In this example, we have a CSV file that has industry details of our clients who visited our website (Client ID).
We want to know which industry visits our homepage the most. This could help our sales teams to answer which industries to focus on when doing sales and marketing activities.
We limit our data to only 5 Client IDs for an easy example. Some companies are conglomerates so they operate in more than one industry. For example, Client ID 331728344.1579789851 operates in 3 industries i.e. Food & Beverage, Hotels, and Real estate.
Now we want to Blend this to our GA data source. Again, we use Scenario 1 as the primary data source. The client industry detail is a secondary data source. The relationship between these two data sources are connected by Client ID. So we Blend on Client ID. We see that there is * in Tableau for Client ID GA1.2.331728344.1579789851. This is because this Client ID is in 3 industries and Tableau does not know which industry it should fill with.
While for Client ID GA1.2.69593502.1550100727, the company is in the Food & Beverage industry.
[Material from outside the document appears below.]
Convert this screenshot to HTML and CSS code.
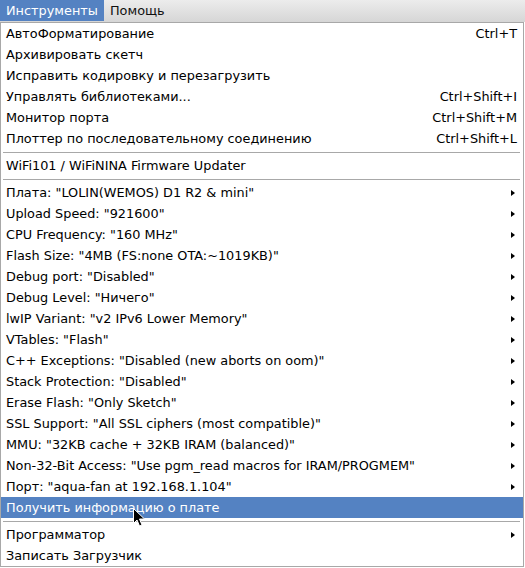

There is only one industry so Tableau knows what to fill in.
If we have to illustrate the table, it will look like this.
In order to solve this, we know that the CSV data source has higher granularity, we can switch and use it as a primary data source. Our table in Tableau will look like this.
Now getting back to our question, the industry with the most pageviews. A simple bar chart can answer this question.
Users in the Food & Beverage industry have the most pageviews on our website. So, this could be a preliminary analysis for our sales team to focus on by following up on F&B sales leads.
Being able to connect GA to Tableau directly is convenient enough. But without an understanding of how GA and Tableau work together, the numbers retrieved can be inaccurate and misleading. We hope this reading was helpful for you in obtaining accurate data and conducting a valuable analysis.